To say the least, wedding preparation may be stressful at times. After all, planning for one of life’s most significant occasions may place a lot of worry and strain on one’s shoulders. That is why, on such an event, everyone should try to establish compromises and common ground so that everything runs as seamlessly as possible. In this story the groom wondered if they were wrong to exclude their own mother from their wedding due to her persistent and harsh comments on his fiancee’s dress choice. Scroll down to read the entire story and what would you do in such a situation.

Source: Reddit

As you can guess, I am getting married. I had proposed back in November, and I supposed now isn’t the best moment to be having a wedding, I’ll admit. But we’re still in the preparation phase, so I suppose we’re lucky.

My fiancee absolutely loves vintage dressing. Her wardrobe mostly consists of retro and historical dresses. I really like it, and while I wouldn’t really dress up like that, the way she does it is so artistic and fun, it’s become the norm for me. So ever since I proposed, she’s wanted to wear an Edwardian or early 20th century wedding dress. I told her that’s perfectly fine, and I would be more surprised if she didn’t.

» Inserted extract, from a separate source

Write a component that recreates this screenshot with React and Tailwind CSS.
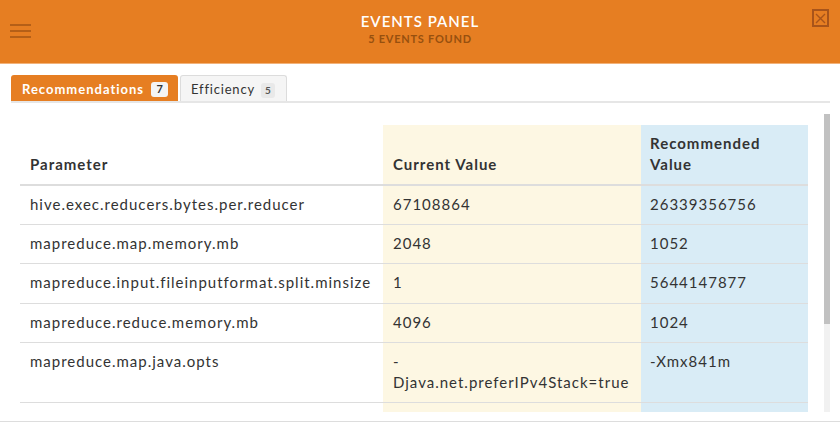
import React from "react";

const rows = [
  ["hive.exec.reducers.bytes.per.reducer", "67108864", "26339356756"],
  ["mapreduce.map.memory.mb", "2048", "1052"],
  ["mapreduce.input.fileinputformat.split.minsize", "1", "5644147877"],
  ["mapreduce.reduce.memory.mb", "4096", "1024"],
  [
    "mapreduce.map.java.opts",
    <>
      -
      <br />
      <span className="whitespace-nowrap">Djava.net.preferIPv4Stack=true</span>
    </>,
    "-Xmx841m",
  ],
  ["\u00a0", "\u00a0", "\u00a0"],
];

export default function App() {
  return (
    <div className="w-[840px] h-[422px] bg-white overflow-hidden font-['Lato',sans-serif] text-[#333] flex flex-col">
      {/* Header */}
      <div className="h-[64px] shrink-0 bg-[#e67e22] border-b border-[#f2b27a] flex items-start justify-between">
        <div className="w-[42px] pl-[10px] pt-[24px] flex flex-col gap-[4px]">
          <div className="h-[2px] w-[21px] bg-[#b55f17]" />
          <div className="h-[2px] w-[21px] bg-[#b55f17]" />
          <div className="h-[2px] w-[21px] bg-[#b55f17]" />
        </div>
        <div className="flex flex-col items-center pt-[12px]">
          <div className="text-[15px] leading-[18px] font-semibold tracking-[1px] text-white">
            EVENTS PANEL
          </div>
          <div className="mt-[2px] text-[11px] leading-[13px] font-bold tracking-[0.75px] text-[#97500f]">
            5 EVENTS FOUND
          </div>
        </div>
        <div className="w-[42px] flex justify-end pr-[11px] pt-[9px]">
          <div className="w-[17px] h-[18px] border-2 border-[#a8541a] flex items-center justify-center">
            <svg width="11" height="11" viewBox="0 0 11 11">
              <path d="M1 1 L10 10 M10 1 L1 10" stroke="#a8541a" strokeWidth="1.4" fill="none" />
            </svg>
          </div>
        </div>
      </div>

      {/* Tabs */}
      <div className="mt-[11px] ml-[11px] mr-[10px] flex items-end gap-[2px] border-b-2 border-[#e6e6e6]">
        <div className="h-[26px] bg-[#e67e22] rounded-t-[3px] pl-[11px] pr-[10px] pt-[3px] flex items-center gap-[7px]">
          <span className="text-[13px] font-bold tracking-[1px] text-white">Recommendations</span>
          <span className="w-[17px] h-[15px] rounded-[3px] bg-[#f4f4f4] text-[#333] text-[11px] font-bold flex items-center justify-center">
            7
          </span>
        </div>
        <div className="h-[26px] bg-[#f5f5f5] border border-b-0 border-[#dcdcdc] rounded-t-[3px] pl-[10px] pr-[11px] pt-[3px] flex items-center gap-[6px]">
          <span className="text-[13px] tracking-[0.8px] text-[#333]">Efficiency</span>
          <span className="w-[14px] h-[15px] rounded-[3px] bg-[#e9e9e9] text-[#555] text-[10px] font-bold flex items-center justify-center">
            5
          </span>
        </div>
      </div>

      {/* Scroll area */}
      <div className="mt-[11px] ml-[11px] mr-[10px] h-[298px] flex">
        <div className="flex-1 overflow-hidden pl-[9px] pt-[11px]">
          <div className="w-[788px] text-[15px] tracking-[1px]">
            <div className="grid grid-cols-[363px_258px_167px] items-end border-b-2 border-[#dddddd] font-bold">
              <div className="pl-[10px] pr-[10px] pt-[8px] pb-[9px] leading-[21px]">Parameter</div>
              <div className="self-stretch flex items-end bg-[#fdf7e3] pl-[10px] pr-[10px] pt-[8px] pb-[9px] leading-[21px]">
                Current Value
              </div>
              <div className="bg-[#d9ecf6] pl-[9px] pr-[10px] pt-[8px] pb-[9px] leading-[21px]">
                Recommended
                <br />
                Value
              </div>
            </div>
            {rows.map((r, i) => (
              <div
                key={i}
                className={
                  "grid grid-cols-[363px_258px_167px] " +
                  (i > 0 ? "border-t border-[#dddddd]" : "")
                }
              >
                <div className="pl-[10px] pr-[10px] pt-[8px] pb-[9.2px] leading-[21px]">{r[0]}</div>
                <div className="bg-[#fdf7e3] pl-[10px] pr-[4px] pt-[8px] pb-[9.2px] leading-[21px]">{r[1]}</div>
                <div className="bg-[#d9ecf6] pl-[9px] pr-[8px] pt-[8px] pb-[9.2px] leading-[21px]">{r[2]}</div>
              </div>
            ))}
          </div>
        </div>
        <div className="w-[6px] ml-[16px] flex flex-col bg-[#f1f1f1]">
          <div className="h-[210px] bg-[#c1c1c1]" />
        </div>
      </div>

      <div className="flex-1" />
      <div className="h-px bg-[#dddddd]" />
    </div>
  );
}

Here’s where the issue arises. My mother has never been the biggest fan of my fiancee’s clothing choice. Apparently it’s because my fiancee’s choice of clothing is an indication that she doesn’t mind if women go back to being treated badly like they were back then. I don’t really understand it myself, since to me, it’s just another clothing style. I understand back then human rights weren’t at their peak, but I wouldn’t really want to live in those days. And I’m 100% certain my fiancee wouldn’t either.

So my fiance has been talking with the women of our families over wedding dress choices, and of course, my mother is involved. Ever since my fiance has announced she wants to have a vintage dress for her wedding, my mother has been a bit on edge. She’s always telling fiance she should try getting something more modern, or Dress A is better than any vintage one. My fiance hasn’t really said anything, she says it’s fine, she doesn’t wanna cause trouble.

All this came to a head when my mother came to our house with a full wedding dress in hand. I was furious, because I have no idea where in the world she even got it, and two, I have no idea where she has been to get it. When I told her she needed to leave with the dress, she got irritated and said “It’s a better option than the “grandma choices” that she’s picking.”

My fiance just stood there, while I went back and forth with my mother. My mother spewed out things like my fiancee was anti-feminist and she was poisoning the girls into thinking its okay to be treated like slaves. I told my mother to leave, and that until she apologized and stopped acting like a child, she wasn’t allowed to come to our wedding. She cried, but I managed to shut her down and kick her out with my blood pressure still in heavy breathing mode.

My fiance told me it’s fine, that I shouldn’t be souring my relationship with my mother over a dress. I’ve told her a million times before that I don’t want to hear her insulting her like that, especially over the dress that’s supposed to make her feel special. I’ve had family members calling me now, saying I need to apologize to my mother. Apparently she’s been crying and went to everyone and said I uninvited her just because she was trying to help. I know my mother, she wasn’t helping. What are your opinions? Did I over react? What should I do?